1) Market Value-Weighted Method

This method represents the most widely used technique for creating an index. In the market value-weighted method each stock is assigned an assessment that is proportional to its capitalization on the market. To get a clearer grasp of the concept, imagine that company X is worth $500 million, whereas company Y is worth $250 million. Therefore, company X will be given twice the weight of company Y. An index that is created by this method gives a more thorough grasp of the economic activity. Additionally, more systematic information on the changes of the valuations of the companies within a particular index is given, which provides for higher transparency. These statements can be backed up by the fact that the assignment of higher weightings to larger companies reflects their greater revenues and profits.

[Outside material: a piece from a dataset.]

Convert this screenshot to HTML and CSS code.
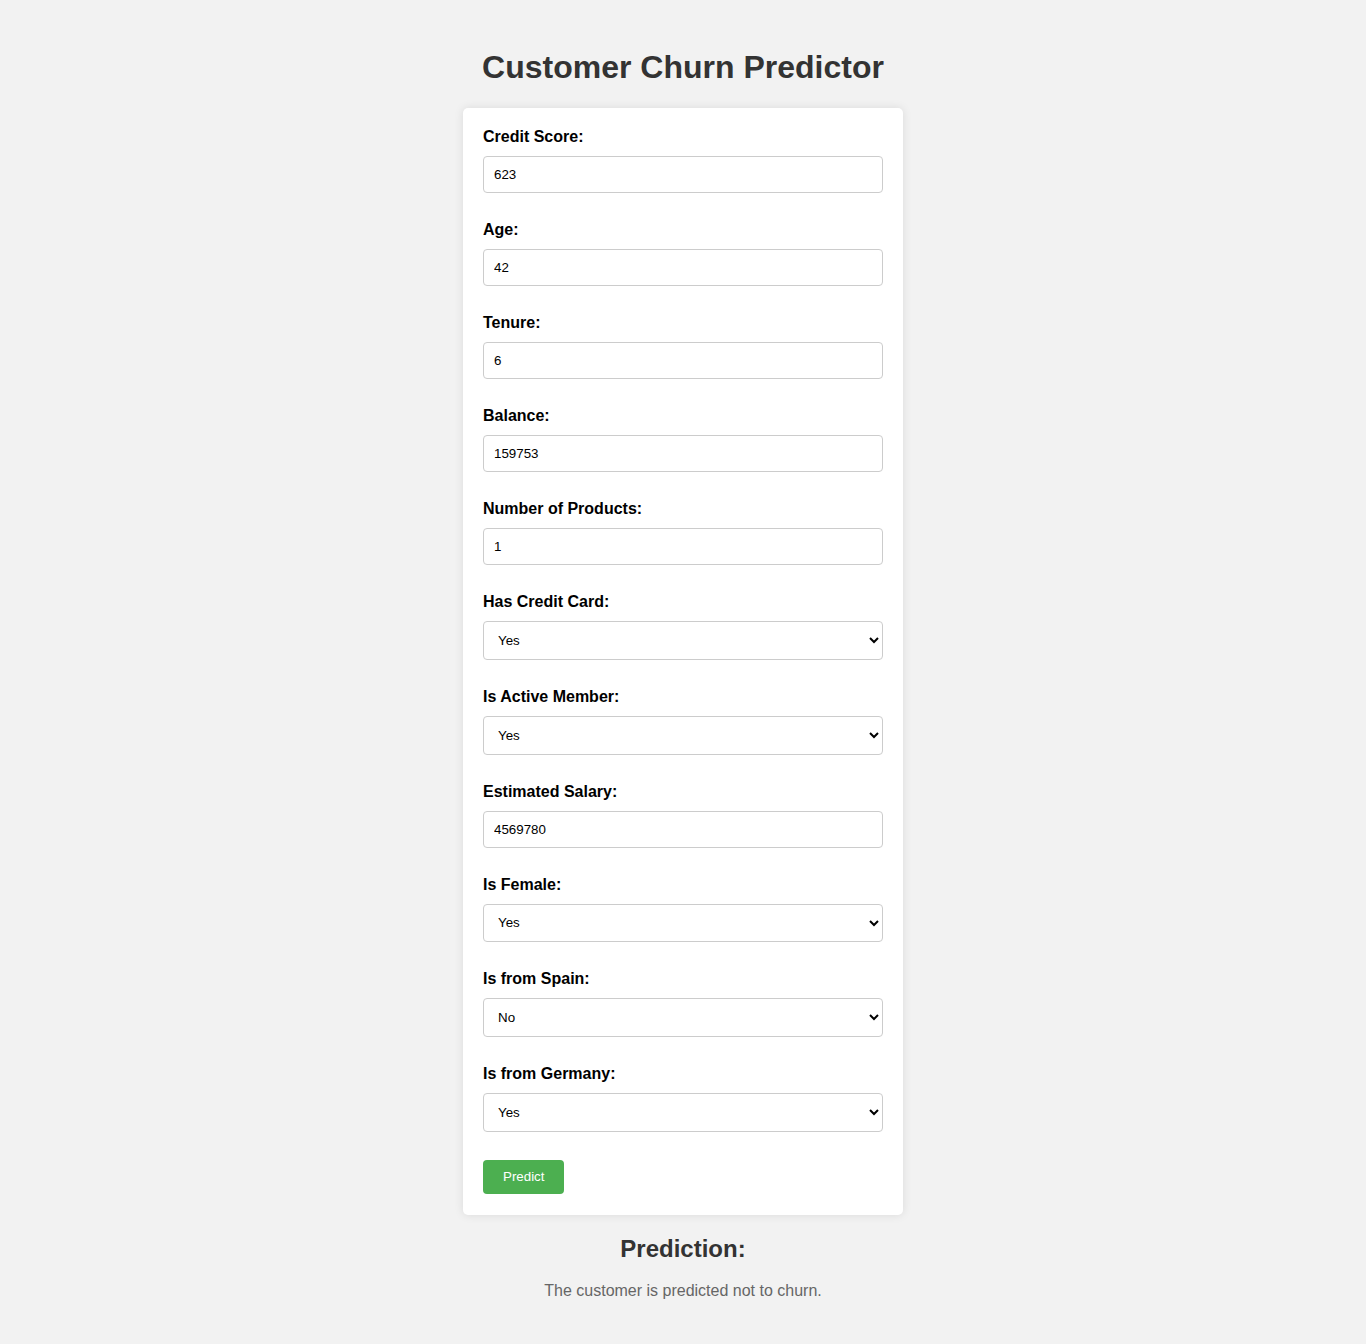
FILE: index.html
```html
<!DOCTYPE html>
<html>
<head>
<meta charset="utf-8">
<title>Customer Churn Predictor</title>
<link rel="stylesheet" href="styles.css">
</head>
<body>
<h1 class="title">Customer Churn Predictor</h1>
<form class="card">
  <label class="lbl">Credit Score:</label>
  <input class="field" type="text" value="623">
  <label class="lbl">Age:</label>
  <input class="field" type="text" value="42">
  <label class="lbl">Tenure:</label>
  <input class="field" type="text" value="6">
  <label class="lbl">Balance:</label>
  <input class="field" type="text" value="159753">
  <label class="lbl">Number of Products:</label>
  <input class="field" type="text" value="1">
  <label class="lbl">Has Credit Card:</label>
  <select class="field sel"><option selected>Yes</option><option>No</option></select>
  <label class="lbl">Is Active Member:</label>
  <select class="field sel"><option selected>Yes</option><option>No</option></select>
  <label class="lbl">Estimated Salary:</label>
  <input class="field" type="text" value="4569780">
  <label class="lbl">Is Female:</label>
  <select class="field sel"><option selected>Yes</option><option>No</option></select>
  <label class="lbl">Is from Spain:</label>
  <select class="field sel"><option>Yes</option><option selected>No</option></select>
  <label class="lbl">Is from Germany:</label>
  <select class="field sel"><option selected>Yes</option><option>No</option></select>
  <button class="btn" type="button">Predict</button>
</form>
<div class="result">
  <h2 class="result-title">Prediction:</h2>
  <p class="result-text">The customer is predicted not to churn.</p>
</div>
</body>
</html>
```
FILE: styles.css
```css
html, body {
  margin: 0;
  padding: 0;
}
body {
  background: #f2f2f2;
  font-family: "Liberation Sans", Arial, sans-serif;
  padding-top: 49px;
  padding-bottom: 40px;
}
.title {
  margin: 0 0 22px;
  text-align: center;
  font-size: 32px;
  line-height: 37px;
  font-weight: bold;
  color: #333;
}
.card {
  width: 400px;
  margin: 0 auto;
  background: #fff;
  padding: 20px 20px 21px;
  border-radius: 5px;
  box-shadow: 0 0 10px rgba(0,0,0,0.1);
  display: flex;
  flex-direction: column;
  align-items: flex-start;
}
.lbl {
  display: block;
  font-size: 16px;
  line-height: 18px;
  font-weight: bold;
  color: #000;
  margin: 0 0 10px;
}
.field {
  box-sizing: border-box;
  width: 400px;
  height: 37px;
  padding: 10px;
  border: 1px solid #ccc;
  border-radius: 4px;
  font-family: "Liberation Sans", Arial, sans-serif;
  font-size: 13.333px;
  color: #000;
  background: #fff;
  margin: 0 0 28px;
}
.sel {
  height: 38.75px;
  padding: 0 6px 0 10px;
}
.btn {
  margin: 0;
  background: #4caf50;
  color: #fff;
  border: none;
  border-radius: 4px;
  padding: 0 20px;
  height: 34px;
  font-family: "Liberation Sans", Arial, sans-serif;
  font-size: 13.333px;
  cursor: pointer;
}
.result {
  text-align: center;
  margin-top: 20px;
}
.result-title {
  margin: 0;
  font-size: 24px;
  line-height: 28px;
  color: #333;
}
.result-text {
  margin: 19px 0 0;
  font-size: 16px;
  line-height: 18px;
  color: #666;
}
```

This in turn implies the fact that a change in such a company can lead to far more substantial effects on the overall economic activity than a change in a smaller company.

Indexes that are constructed by the market value-weighted method: Nasdaq Composite Index, Wilshire 5000, London FTSE, and etc.

2) Price Weighted Method

In the price weighted method, each stock is assigned an assessment that is proportional to its market price. This method is characterized by an important drawback, namely that it outweighs the performance of companies, whose stocks have been listed with higher prices. A logical explanation of this drawback could be the fact that at the time of creation of this method the tendency was toward fixed-income financial tools and the emergence of stock splits, takeovers, run-offs, mergers and acquisitions was not expected. As a result, the estimation was based on the average of the 12 stocks in the index.

The indicators for large companies and higher market caps were the higher prices. Even though this is not the case today, this method is still widely applied. An example for price weighted index is DJIA (Dow Jones Industrial Average).

3) Equal Weighted Method

In this method of evaluation, each stock in the index is equally weighted. As a result small companies are given the same treatment as large ones. On the other hand, large companies' better performance is cancelled out by the weak performance of smaller companies. This method of weighting overemphasizes to a great extent the importance of smaller companies, since their presence is far more prevalent.

As a rule, the change in prices leads to a change in the weighting of stocks, where the market value-weighted and price-weighted method of index creation has been applied. On the other hand, this price change has no influence at all on the weightings of the stocks in the equally-weighted index, since this index always remains one and the same.